His major work was his book Scientific Explanation: A Study of the Function of Theory, Probability and Law in Science (1953) but, like his Eddington Lecture it was his inaugural lecture ("Theory of Games as a Tool for the Moral Philosopher") that was his more original contribution: although a logician and philosopher of science, he had been elected to a chair of moral philosophy (ethics) about which he considered he knew little. His inaugural lecture attempted to bring what he did know about the theory of games into some relation with ethical reasoning and, in doing that, he effectively started a whole new field of study, namely, how game-theoretic considerations are related to ethical ones. After his retirement in 1967 Braithwaite was a visiting professor at Johns Hopkins University where he lectured on game theory and encouraged one of his students, Alexander Rosenberg, to apply the approach of Scientific Explanation to economics.
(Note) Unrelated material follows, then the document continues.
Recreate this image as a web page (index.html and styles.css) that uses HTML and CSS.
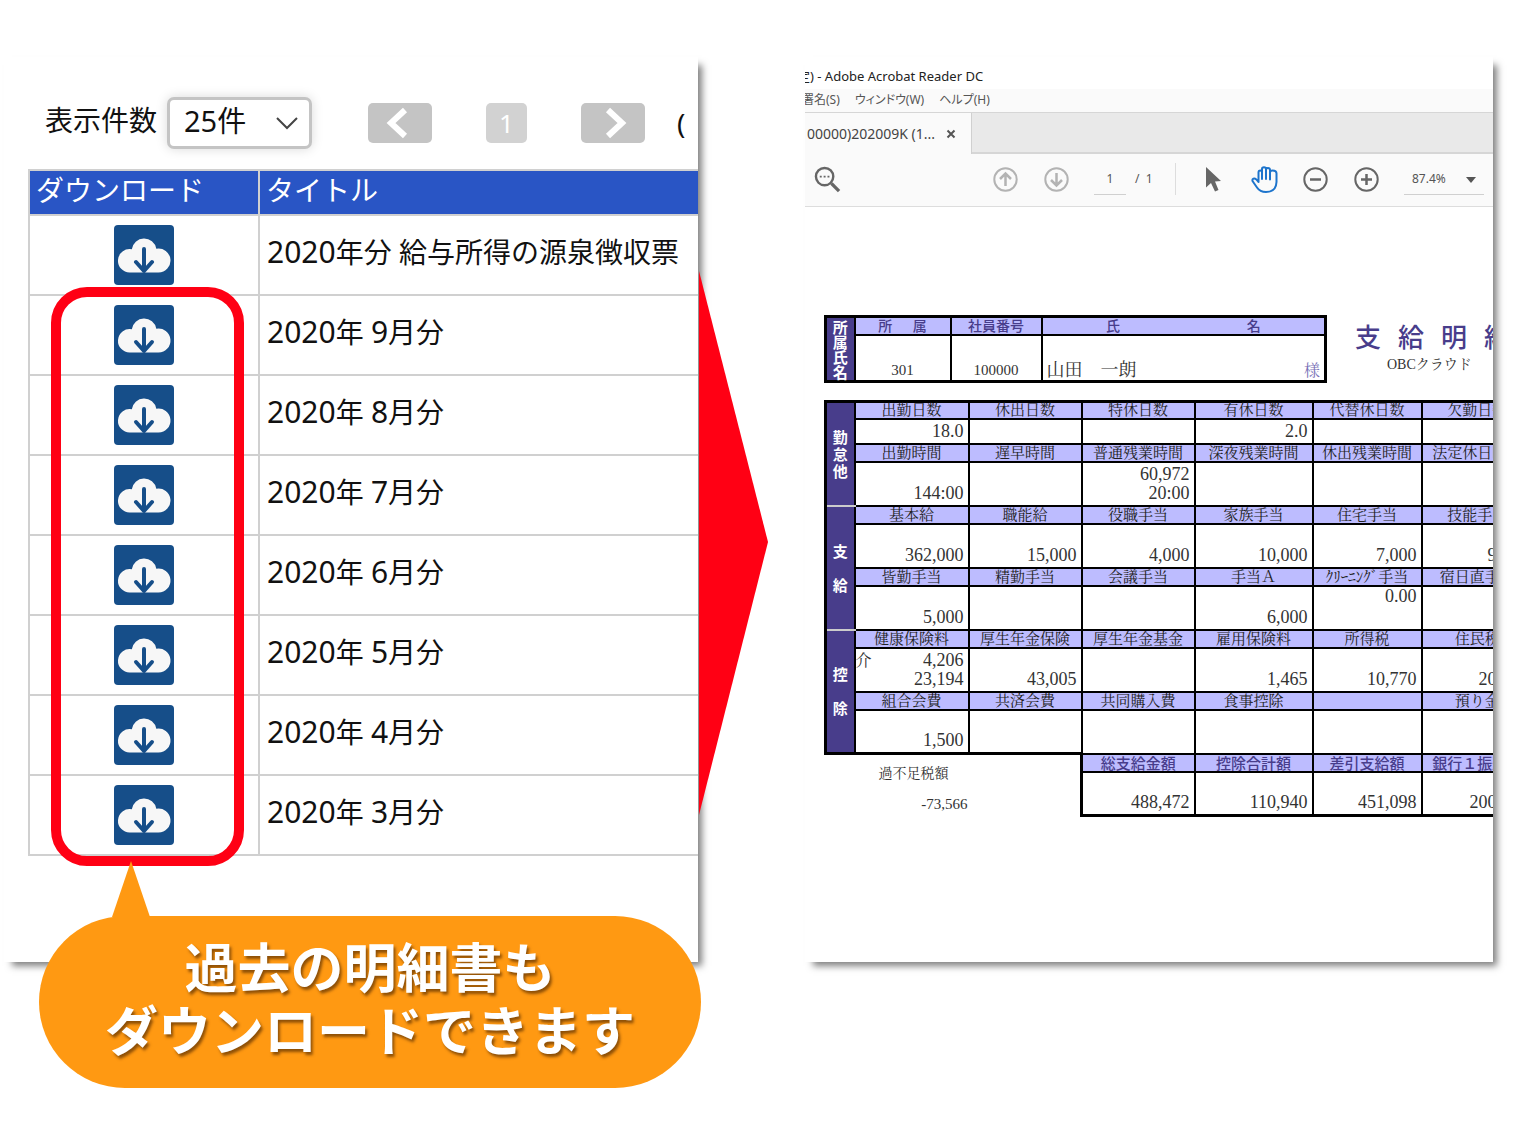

It was Braithwaite's poker that Ludwig Wittgenstein reportedly brandished at Karl Popper during their confrontation at a Moral Sciences Club meeting in Braithwaite's rooms in King's. The implement subsequently disappeared. Braithwaite was a friend of Frank P. Ramsey (about whom he was interviewed by D.H. Mellor on BBC Radio in 1978) and, after Ramsey's early death, edited a collection of his papers.

A Festschrift, Science, Belief and Behaviour: Essays in Honour of R. B. Braithwaite, edited by D. H. Mellor, was published in 1980. It included essay contributions from Mellor himself and Ian Hacking amongst others.

Select publications
 Moral principles and inductive policies (1952) [from Proceedings of the British Academy 36 (1950): 51–68.]
 Scientific Explanation: A Study of the Function of Theory, Probability and Law in Science (1953)
 Theory of Games as a Tool for the Moral Philosopher (1955)
 An Empiricist's View of the Nature of Religious Belief (1955)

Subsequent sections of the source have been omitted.